Because the whole computer components, such as the processor, RAM, graphics, storage, connectors, and so on, are built on a single PCB, the Raspberry Pi and other comparable boards are referred to as Single Board Computers or SBCs.
The Raspberry Pi can run an operating system because it is a full computer. The Raspberry Pi Foundation is in charge of designing and developing the Raspberry Pi SBC and providing a Debian-based Linux distribution known as the Raspberry Pi OS, previously known as the Raspbian OS.
The Raspberry Pi also runs Linux, which allows software to be created in a variety of programming languages including Python, Java,C, C++, HTML, and others.
Its original goal was to promote programming languages like Python and Scratch in schools. Still, it quickly acquired appeal among hobbyists, DIY builders, and enthusiasts for creating various applications such as weather stations, robotics, and camera-based security systems.
Because of its success and popularity, new versions of the Raspberry Pi are released regularly, the most recent of which is the Raspberry Pi 4 Model B. The RAM, CPU, and ROM are all found on the Arduino board’s Microcontroller. It’s vital to remember that the hardware design files and firmware for the Raspberry Pi aren’t open-source.
Arduino vs Raspberry Pi: What’s The Difference?
Arduino and Raspberry Pi are excellent teaching tools for students, amateurs, and enthusiasts. Let’s look at some distinctions between the Raspberry Pi and the Arduino.
- The most significant distinction is that Raspberry Pi is a microprocessor-based small computer , whereas Arduino is a microcontroller board.
- The Arduino board’s Microcontroller contains the Central Processing Unit (CPU), Random Access Memory (RAM), and Read Only Memory (ROM). The Arduino Board’s additional hardware is used for IO communication, power and programming. With a processor, memory, storage, graphics driver, and ports on the board, the Raspberry Pi SBC offers all of the features of a computer.

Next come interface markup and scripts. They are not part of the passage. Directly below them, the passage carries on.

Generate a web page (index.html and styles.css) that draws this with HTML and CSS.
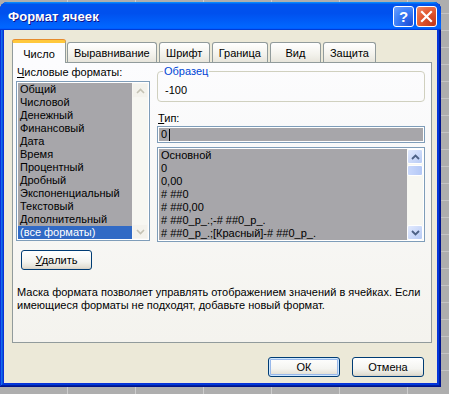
FILE: index.html
```html
<!DOCTYPE html>
<html lang="ru">
<head>
    <meta charset="UTF-8">
    <title>Формат ячеек</title>
    <link rel="stylesheet" href="styles.css">
</head>
<body>
    <div class="window">
        <div class="titlebar">
            <span class="title">Формат ячеек</span>
            <div class="title-buttons">
                <span class="tb-btn help">?</span>
                <span class="tb-btn close">
                    <svg width="13" height="13" viewBox="0 0 13 13"><path d="M2 2 L11 11 M11 2 L2 11" stroke="#fff" stroke-width="2.2" stroke-linecap="square"/></svg>
                </span>
            </div>
        </div>
        <div class="client">
            <div class="tabs">
                <div class="tab active">Число</div>
                <div class="tab">Выравнивание</div>
                <div class="tab">Шрифт</div>
                <div class="tab">Граница</div>
                <div class="tab">Вид</div>
                <div class="tab">Защита</div>
            </div>
            <div class="panel">
                <div class="columns">
                    <div class="left-col">
                        <div class="label"><u>Ч</u>исловые форматы:</div>
                        <div class="listbox categories">
                            <div class="items">
                                <div class="item">Общий</div>
                                <div class="item">Числовой</div>
                                <div class="item">Денежный</div>
                                <div class="item">Финансовый</div>
                                <div class="item">Дата</div>
                                <div class="item">Время</div>
                                <div class="item">Процентный</div>
                                <div class="item">Дробный</div>
                                <div class="item">Экспоненциальный</div>
                                <div class="item">Текстовый</div>
                                <div class="item">Дополнительный</div>
                                <div class="item selected">(все форматы)</div>
                            </div>
                            <div class="scrollbar disabled">
                                <span class="arrow"><svg width="9" height="6" viewBox="0 0 9 6"><path d="M1 5 L4.5 1.5 L8 5" fill="none" stroke="#c4c2b4" stroke-width="1.6"/></svg></span>
                                <span class="track"></span>
                                <span class="arrow"><svg width="9" height="6" viewBox="0 0 9 6"><path d="M1 1 L4.5 4.5 L8 1" fill="none" stroke="#c4c2b4" stroke-width="1.6"/></svg></span>
                            </div>
                        </div>
                    </div>
                    <div class="right-col">
                        <fieldset class="sample">
                            <legend>Образец</legend>
                            <div class="sample-value">-100</div>
                        </fieldset>
                        <div class="label type-label"><u>Т</u>ип:</div>
                        <div class="textbox"><div class="textbox-fill">0<span class="caret"></span></div></div>
                        <div class="listbox types">
                            <div class="items">
                                <div class="item">Основной</div>
                                <div class="item">0</div>
                                <div class="item">0,00</div>
                                <div class="item"># ##0</div>
                                <div class="item"># ##0,00</div>
                                <div class="item"># ##0_р_.;-# ##0_р_.</div>
                                <div class="item"># ##0_р_.;[Красный]-# ##0_р_.</div>
                            </div>
                            <div class="scrollbar">
                                <span class="arrow"><svg width="9" height="6" viewBox="0 0 9 6"><path d="M1 5 L4.5 1.5 L8 5" fill="none" stroke="#4d6185" stroke-width="1.8"/></svg></span>
                                <span class="thumb"></span>
                                <span class="track"></span>
                                <span class="arrow"><svg width="9" height="6" viewBox="0 0 9 6"><path d="M1 1 L4.5 4.5 L8 1" fill="none" stroke="#4d6185" stroke-width="1.8"/></svg></span>
                            </div>
                        </div>
                    </div>
                </div>
                <button class="btn delete-btn"><u>У</u>далить</button>
                <p class="hint">Маска формата позволяет управлять отображением значений в ячейках. Если<br>имеющиеся форматы не подходят, добавьте новый формат.</p>
            </div>
            <div class="dialog-buttons">
                <button class="btn default">ОК</button>
                <button class="btn">Отмена</button>
            </div>
        </div>
    </div>
</body>
</html>
```

FILE: styles.css
```css
body {
    margin: 0;
    font-family: "Liberation Sans", Arial, sans-serif;
    font-size: 11px;
    color: #000;
    background-color: #aeaeae;
    background-image:
        repeating-linear-gradient(90deg, transparent 0, transparent 67px, #cdcdcd 67px, #cdcdcd 68px),
        repeating-linear-gradient(0deg, transparent 0, transparent 16px, #c4c4c4 16px, #c4c4c4 17px);
}

.window {
    width: 441px;
    height: 385px;
    margin-top: 2px;
    box-sizing: border-box;
    display: flex;
    flex-direction: column;
    background: #0831d9;
    border-radius: 8px 8px 0 0;
    box-shadow: inset -1px -1px #00138c, inset 1px 1px #0831d9, inset -2px -2px #001ea0, inset 2px 2px #166aee, inset -3px -3px #003bda, inset 3px 3px #0855dd;
}

.titlebar {
    height: 28px;
    flex-shrink: 0;
    display: flex;
    align-items: center;
    justify-content: space-between;
    padding: 0 4px 0 8px;
    border-radius: 8px 8px 0 0;
    background: linear-gradient(180deg, #0997ff, #0053ee 8%, #0050ee 40%, #06f 88%, #06f 93%, #005bff 95%, #003dd7 96%, #003dd7);
}

.title {
    color: #fff;
    font-weight: bold;
    font-size: 13px;
    text-shadow: 1px 1px #0f1089;
    letter-spacing: 0.1px;
}

.title-buttons {
    display: flex;
    gap: 2px;
    padding-top: 1px;
}

.tb-btn {
    width: 21px;
    height: 21px;
    box-sizing: border-box;
    border: 1px solid #fff;
    border-radius: 3px;
    display: flex;
    align-items: center;
    justify-content: center;
}

.help {
    background: radial-gradient(circle at 85% 90%, #1f4fd8 0, #3a7cf6 55%, #6ea3ff 100%);
    color: #fff;
    font-weight: bold;
    font-size: 15px;
}

.close {
    background: radial-gradient(circle at 85% 90%, #c3391c 0, #e0542c 50%, #f08a68 100%);
}

.client {
    flex: 1;
    margin: 0 4px 4px 4px;
    background: #ece9d8;
    padding: 10px 5px 0 8px;
    display: flex;
    flex-direction: column;
}

.tabs {
    display: flex;
    align-items: flex-end;
    gap: 2px;
    height: 22px;
}

.tab {
    position: relative;
    z-index: 1;
    height: 20px;
    min-width: 51px;
    padding: 1px 6px 0;
    box-sizing: border-box;
    display: flex;
    align-items: center;
    justify-content: center;
    border: 1px solid #919b9c;
    border-bottom: none;
    border-radius: 3px 3px 0 0;
    background: linear-gradient(#fff, #f3f2ec 60%, #e7e5dc);
}

.tab.active {
    height: 23px;
    min-width: 54px;
    margin-bottom: -1px;
    margin-right: -1px;
    background: #fcfcfe;
    border-top: 3px solid #ffc83c;
    box-shadow: 0 -1px 0 #e68b2c;
}

.panel {
    height: 281px;
    box-sizing: border-box;
    border: 1px solid #919b9c;
    background: linear-gradient(#fcfcfe, #f4f3ee);
    padding: 2px 6px 0 3px;
}

.columns {
    display: flex;
    gap: 7px;
}

.left-col {
    width: 134px;
}

.right-col {
    width: 268px;
    display: flex;
    flex-direction: column;
}

.label {
    line-height: 14px;
    padding-left: 1px;
    margin-bottom: 2px;
}

.listbox {
    display: flex;
    border: 1px solid #7f9db9;
    padding: 1px;
    background: #fff;
}

.items {
    flex: 1;
    background: #a7a6aa;
}

.item {
    height: 13px;
    line-height: 13px;
    padding-left: 2px;
    white-space: nowrap;
    overflow: hidden;
}

.item.selected {
    background: #316ac5;
    color: #fff;
}

.scrollbar {
    width: 16px;
    display: flex;
    flex-direction: column;
    background: #f7f7f2;
}

.arrow {
    height: 15px;
    box-sizing: border-box;
    border: 1px solid #fff;
    border-radius: 2px;
    background: linear-gradient(135deg, #e2eafe, #b8cbf5);
    display: flex;
    align-items: center;
    justify-content: center;
}

.scrollbar.disabled .arrow {
    background: #f3f2ec;
    border-color: #f7f6f2;
}

.track {
    flex: 1;
}

.thumb {
    height: 9px;
    margin-top: 1px;
    border: 1px solid #fff;
    border-radius: 2px;
    background: linear-gradient(90deg, #c9d8fc, #b4c8f6);
}

.sample {
    margin: 0;
    padding: 0 7px 4px;
    border: 1px solid #d0d0bf;
    border-radius: 4px;
}

.sample legend {
    color: #0046d5;
    line-height: 13px;
    padding: 0 1px;
    margin-left: -2px;
}

.sample-value {
    margin-top: 6px;
    line-height: 13px;
}

.type-label {
    margin-top: 9px;
    margin-bottom: 1px;
}

.textbox {
    border: 1px solid #7f9db9;
    padding: 1px;
    background: #fff;
}

.textbox-fill {
    height: 13px;
    line-height: 13px;
    padding-left: 2px;
    background: #a7a6aa;
    display: flex;
    align-items: center;
}

.caret {
    width: 1px;
    height: 12px;
    margin-left: 2px;
    background: #000;
}

.types {
    margin-top: 4px;
}

.btn {
    font-family: "Liberation Sans", Arial, sans-serif;
    font-size: 11px;
    color: #000;
    height: 20px;
    padding: 0;
    border: 1px solid #003c74;
    border-radius: 3px;
    background: linear-gradient(#fff, #f4f4f0 60%, #e3e0d5 90%, #d6d0c5);
    cursor: pointer;
}

.delete-btn {
    width: 71px;
    margin: 8px 0 0 5px;
    display: block;
}

.btn.default {
    box-shadow: inset 0 0 0 1px #cee7ff, inset 0 0 0 2px #98b8ea;
}

.hint {
    margin: 16px 0 0 1px;
    line-height: 13px;
    white-space: nowrap;
}

.dialog-buttons {
    display: flex;
    justify-content: flex-end;
    gap: 12px;
    margin-top: 14px;
    margin-right: 8px;
}

.dialog-buttons .btn {
    width: 72px;
}
```
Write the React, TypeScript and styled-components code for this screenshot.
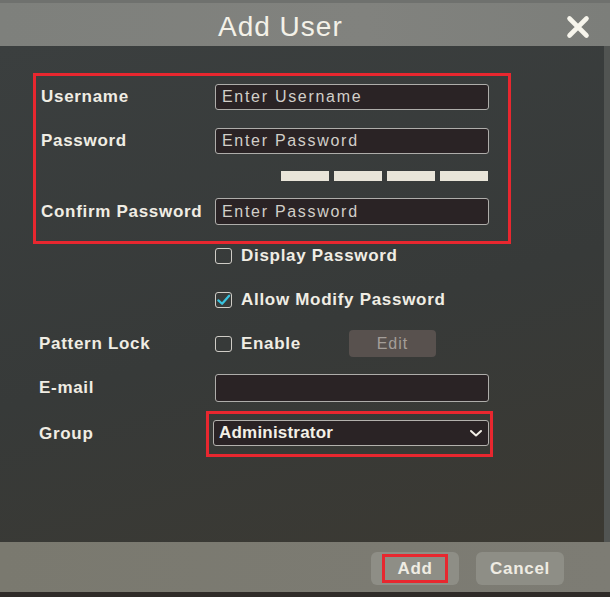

- Raspberry Pi requires an operating system to function. No operating system is necessary for Arduino. All you need is a compiled source code binary.
- Raspberry Pi OS is a fully functional operating system that comes pre-installed on the device (previously known as Raspbian OS). Although the Raspberry Pi may run on various operating systems, the Raspberry Pi Foundation prefers Linux. If you like, you can install Android. There is no operating system on Arduino. All you need is firmware that tells the Microcontroller what to do.
- This isn’t to say that we can’t use Raspberry Pi to connect sensors and LEDs. The Raspberry Pi has a 40-pin GPIO, which may connect various electronic components such as LEDs, Buttons, Sensors, Motors, and so on, to facilitate learning programming by controlling hardware. Digital IO (Digital Input and Output) and Analog IN (Analog Input and Output) are the terms used on Arduino to describe the GPIO (for Analog Input).
- Arduino Shields, which plug into the Arduino Pin headers, allow you to add a specific feature or capability to your project. Such components include touchscreens, motor drivers, SD Card Readers, Wi-Fi, Ethernet connections, and cameras. Although the Raspberry Pi is a self-contained board, it may be expanded with additional components such as RGB panels,touchscreen or GPS.
- The Raspberry Pi HAT Expansion Boards, also known as HAT Expansion Boards, are based on Arduino Shields, which may be used to extend the capability of the Raspberry Pi. The GPIO Pins are connected to them.
- Raspberry Pi and Arduino have radically different power requirements. Even though they are both powered by USB (the Raspberry Pi via micro-USB or USB Type C and the Arduino via USB Type B), the Raspberry Pi requires more current than the Arduino. So, although Raspberry Pi needs a power adapter, Arduino may be powered directly from a computer’s USB port.
- The Raspberry Pi’s hardware, software, and applications may be damaged if the power is interrupted. A power failure prompts Arduino to restart. As a result, the Raspberry Pi must be properly shut down before disconnecting power.
- For code development, Arduino employs the Arduino IDE, Python IDLE, Eclipse IDE, or any other Linux-compatible IDE can be used on the Raspberry Pi. Any text editor, such as Vim, can be used to program directly in the terminal.
- You can essentially build your own Arduino board using the open-source hardware and software files from Arduino. Because the Raspberry Pi isn’t open-source, this isn’t an option.
- Although the genuine Arduino UNO costs $23, countless Arduino clones are available for less than $4. When it comes to Raspberry Pi, the initial SBC costs roughly $35, while the latest Raspberry Pi 4 Model B comes in three distinct pricing ranges ($35, $55, and $75) depending on RAM configuration.
Both Arduino and Raspberry Pi have advantages and disadvantages. The best option for you will be determined by the nature of your job and your budget. Arduino is ideal for automating repetitive chores such as opening and closing doors, turning on and off lights, etc. Arduino should be your first pick if your project has any repeating elements and requires generating output depending on sensory inputs.
Raspberry Pi is ideally suited for complex jobs such as controlling complex robots, weather monitoring, and internet posting. The Raspberry Pi is the answer if your project requires advanced capabilities and an internet connection.
I hope that this article has helped you gain a better understanding of Arduino and Raspberry Pi so that you can make an educated decision.